• _SET TASK_: Search the listing below for "React". Copy each matching line.

• _EXCERPTED RECORDS_:
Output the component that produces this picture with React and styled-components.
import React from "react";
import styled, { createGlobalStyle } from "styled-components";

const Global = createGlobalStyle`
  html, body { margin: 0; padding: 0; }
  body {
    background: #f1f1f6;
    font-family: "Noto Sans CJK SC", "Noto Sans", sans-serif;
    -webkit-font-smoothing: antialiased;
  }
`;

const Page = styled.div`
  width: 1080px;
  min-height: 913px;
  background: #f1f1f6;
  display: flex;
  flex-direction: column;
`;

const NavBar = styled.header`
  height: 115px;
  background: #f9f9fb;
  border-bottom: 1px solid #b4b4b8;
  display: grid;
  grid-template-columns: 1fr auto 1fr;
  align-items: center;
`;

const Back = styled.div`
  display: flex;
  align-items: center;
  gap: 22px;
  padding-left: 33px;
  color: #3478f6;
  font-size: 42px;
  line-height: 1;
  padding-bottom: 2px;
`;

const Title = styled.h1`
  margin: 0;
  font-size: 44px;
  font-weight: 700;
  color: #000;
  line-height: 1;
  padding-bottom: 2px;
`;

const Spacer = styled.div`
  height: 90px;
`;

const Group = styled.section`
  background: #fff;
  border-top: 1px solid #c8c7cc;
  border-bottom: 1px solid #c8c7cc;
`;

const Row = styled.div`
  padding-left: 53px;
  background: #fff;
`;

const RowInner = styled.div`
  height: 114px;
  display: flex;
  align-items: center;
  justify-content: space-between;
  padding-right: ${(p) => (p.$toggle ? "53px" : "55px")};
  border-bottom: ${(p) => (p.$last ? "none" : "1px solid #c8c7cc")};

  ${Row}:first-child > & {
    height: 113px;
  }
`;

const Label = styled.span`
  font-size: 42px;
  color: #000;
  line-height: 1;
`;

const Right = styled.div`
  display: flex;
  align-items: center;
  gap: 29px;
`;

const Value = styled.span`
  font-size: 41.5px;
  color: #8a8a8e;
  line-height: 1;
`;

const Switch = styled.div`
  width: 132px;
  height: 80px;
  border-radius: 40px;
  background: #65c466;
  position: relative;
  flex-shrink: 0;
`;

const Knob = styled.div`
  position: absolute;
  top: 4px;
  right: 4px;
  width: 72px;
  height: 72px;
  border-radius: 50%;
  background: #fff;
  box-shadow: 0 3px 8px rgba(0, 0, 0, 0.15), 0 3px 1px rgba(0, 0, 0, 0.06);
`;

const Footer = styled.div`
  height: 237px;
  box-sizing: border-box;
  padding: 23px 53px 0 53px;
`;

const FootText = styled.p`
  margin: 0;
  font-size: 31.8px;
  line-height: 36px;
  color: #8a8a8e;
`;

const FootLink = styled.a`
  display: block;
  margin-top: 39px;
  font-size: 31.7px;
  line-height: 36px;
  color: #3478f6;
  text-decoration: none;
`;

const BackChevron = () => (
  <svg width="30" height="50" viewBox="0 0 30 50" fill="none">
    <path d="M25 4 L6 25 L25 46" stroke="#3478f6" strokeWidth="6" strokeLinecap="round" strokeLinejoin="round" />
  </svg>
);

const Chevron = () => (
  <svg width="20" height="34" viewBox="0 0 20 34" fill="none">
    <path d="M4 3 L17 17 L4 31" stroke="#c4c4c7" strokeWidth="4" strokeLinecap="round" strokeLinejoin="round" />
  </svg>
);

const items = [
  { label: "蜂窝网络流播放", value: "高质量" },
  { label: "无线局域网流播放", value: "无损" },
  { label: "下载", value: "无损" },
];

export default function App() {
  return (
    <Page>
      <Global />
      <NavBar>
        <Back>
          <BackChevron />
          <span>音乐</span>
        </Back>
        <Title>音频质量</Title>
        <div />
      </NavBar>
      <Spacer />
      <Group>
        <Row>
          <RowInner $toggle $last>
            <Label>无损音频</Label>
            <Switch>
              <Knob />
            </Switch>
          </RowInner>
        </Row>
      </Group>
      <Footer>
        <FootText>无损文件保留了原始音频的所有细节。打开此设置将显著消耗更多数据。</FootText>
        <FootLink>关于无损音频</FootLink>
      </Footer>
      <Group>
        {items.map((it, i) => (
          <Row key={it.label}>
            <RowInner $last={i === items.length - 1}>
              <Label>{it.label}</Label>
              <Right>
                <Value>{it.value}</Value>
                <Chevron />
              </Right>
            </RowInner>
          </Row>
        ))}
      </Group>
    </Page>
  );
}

* * *

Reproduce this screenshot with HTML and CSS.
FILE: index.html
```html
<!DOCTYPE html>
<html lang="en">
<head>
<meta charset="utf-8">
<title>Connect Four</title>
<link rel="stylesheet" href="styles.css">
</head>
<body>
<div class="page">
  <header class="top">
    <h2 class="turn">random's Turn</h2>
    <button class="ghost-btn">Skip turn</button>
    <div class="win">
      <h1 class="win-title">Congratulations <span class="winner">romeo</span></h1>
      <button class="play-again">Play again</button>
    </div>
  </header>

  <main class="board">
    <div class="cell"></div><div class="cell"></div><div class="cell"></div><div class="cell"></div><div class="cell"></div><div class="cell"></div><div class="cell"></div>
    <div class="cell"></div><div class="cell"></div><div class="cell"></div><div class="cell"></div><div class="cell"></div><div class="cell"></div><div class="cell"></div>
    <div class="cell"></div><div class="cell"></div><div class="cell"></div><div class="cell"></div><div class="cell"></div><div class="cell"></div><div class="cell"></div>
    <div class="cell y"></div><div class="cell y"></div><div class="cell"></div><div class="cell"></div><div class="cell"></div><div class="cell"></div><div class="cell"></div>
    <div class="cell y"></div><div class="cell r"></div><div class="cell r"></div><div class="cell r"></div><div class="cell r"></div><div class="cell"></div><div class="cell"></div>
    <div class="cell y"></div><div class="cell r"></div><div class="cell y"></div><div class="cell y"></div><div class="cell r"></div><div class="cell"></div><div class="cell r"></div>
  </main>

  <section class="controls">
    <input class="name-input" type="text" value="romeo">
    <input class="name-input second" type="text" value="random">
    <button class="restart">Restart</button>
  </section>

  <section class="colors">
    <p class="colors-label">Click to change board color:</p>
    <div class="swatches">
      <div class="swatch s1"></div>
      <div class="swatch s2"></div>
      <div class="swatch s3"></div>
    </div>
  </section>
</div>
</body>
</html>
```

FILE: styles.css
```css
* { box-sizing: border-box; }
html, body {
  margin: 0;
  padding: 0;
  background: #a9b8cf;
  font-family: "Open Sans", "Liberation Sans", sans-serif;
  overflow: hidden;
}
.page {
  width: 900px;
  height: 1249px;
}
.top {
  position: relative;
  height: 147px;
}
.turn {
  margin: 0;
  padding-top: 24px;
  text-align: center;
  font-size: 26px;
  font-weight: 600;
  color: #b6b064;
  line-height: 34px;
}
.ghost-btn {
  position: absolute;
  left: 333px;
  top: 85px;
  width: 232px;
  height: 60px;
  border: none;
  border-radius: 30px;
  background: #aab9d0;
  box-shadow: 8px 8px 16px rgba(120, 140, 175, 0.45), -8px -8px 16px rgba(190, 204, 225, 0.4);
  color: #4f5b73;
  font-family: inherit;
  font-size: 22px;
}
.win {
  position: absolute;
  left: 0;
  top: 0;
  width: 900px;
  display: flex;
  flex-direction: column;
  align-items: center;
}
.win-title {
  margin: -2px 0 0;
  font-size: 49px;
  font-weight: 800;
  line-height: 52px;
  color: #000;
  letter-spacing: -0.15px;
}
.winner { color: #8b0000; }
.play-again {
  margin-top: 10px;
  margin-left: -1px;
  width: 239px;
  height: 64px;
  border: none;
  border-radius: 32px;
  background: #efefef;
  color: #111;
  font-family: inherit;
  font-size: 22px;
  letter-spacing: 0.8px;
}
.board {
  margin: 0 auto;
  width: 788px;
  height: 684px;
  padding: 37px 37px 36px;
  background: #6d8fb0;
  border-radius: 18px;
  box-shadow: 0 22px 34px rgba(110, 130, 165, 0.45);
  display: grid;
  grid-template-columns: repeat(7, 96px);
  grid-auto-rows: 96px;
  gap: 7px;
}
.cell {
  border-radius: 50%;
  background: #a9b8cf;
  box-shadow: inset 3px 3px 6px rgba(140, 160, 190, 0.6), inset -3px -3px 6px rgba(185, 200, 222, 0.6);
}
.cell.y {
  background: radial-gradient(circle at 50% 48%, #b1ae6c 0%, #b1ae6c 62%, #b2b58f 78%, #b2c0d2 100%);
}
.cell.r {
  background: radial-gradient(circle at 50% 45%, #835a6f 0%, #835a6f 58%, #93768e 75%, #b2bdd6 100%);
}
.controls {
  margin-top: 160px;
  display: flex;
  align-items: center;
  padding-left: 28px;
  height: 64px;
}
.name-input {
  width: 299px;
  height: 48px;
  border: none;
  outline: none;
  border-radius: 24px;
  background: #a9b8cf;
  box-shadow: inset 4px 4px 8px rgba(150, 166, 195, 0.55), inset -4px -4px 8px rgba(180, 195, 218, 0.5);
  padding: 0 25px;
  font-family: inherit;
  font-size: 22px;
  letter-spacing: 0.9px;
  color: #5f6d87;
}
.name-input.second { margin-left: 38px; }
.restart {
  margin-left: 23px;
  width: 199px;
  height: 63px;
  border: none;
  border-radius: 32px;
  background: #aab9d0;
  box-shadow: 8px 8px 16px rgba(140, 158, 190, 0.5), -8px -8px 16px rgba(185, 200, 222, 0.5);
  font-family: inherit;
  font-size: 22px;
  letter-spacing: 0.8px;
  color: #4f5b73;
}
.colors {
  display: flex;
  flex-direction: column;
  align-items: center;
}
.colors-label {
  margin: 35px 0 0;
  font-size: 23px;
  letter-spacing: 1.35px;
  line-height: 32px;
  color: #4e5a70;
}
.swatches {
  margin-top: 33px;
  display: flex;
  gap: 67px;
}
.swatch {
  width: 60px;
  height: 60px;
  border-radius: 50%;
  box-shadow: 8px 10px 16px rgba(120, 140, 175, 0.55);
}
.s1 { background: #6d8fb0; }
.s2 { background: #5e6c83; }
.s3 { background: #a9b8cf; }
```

• _THE OUTPUT_:
Output the component that produces this picture with React and styled-components.
import React from "react";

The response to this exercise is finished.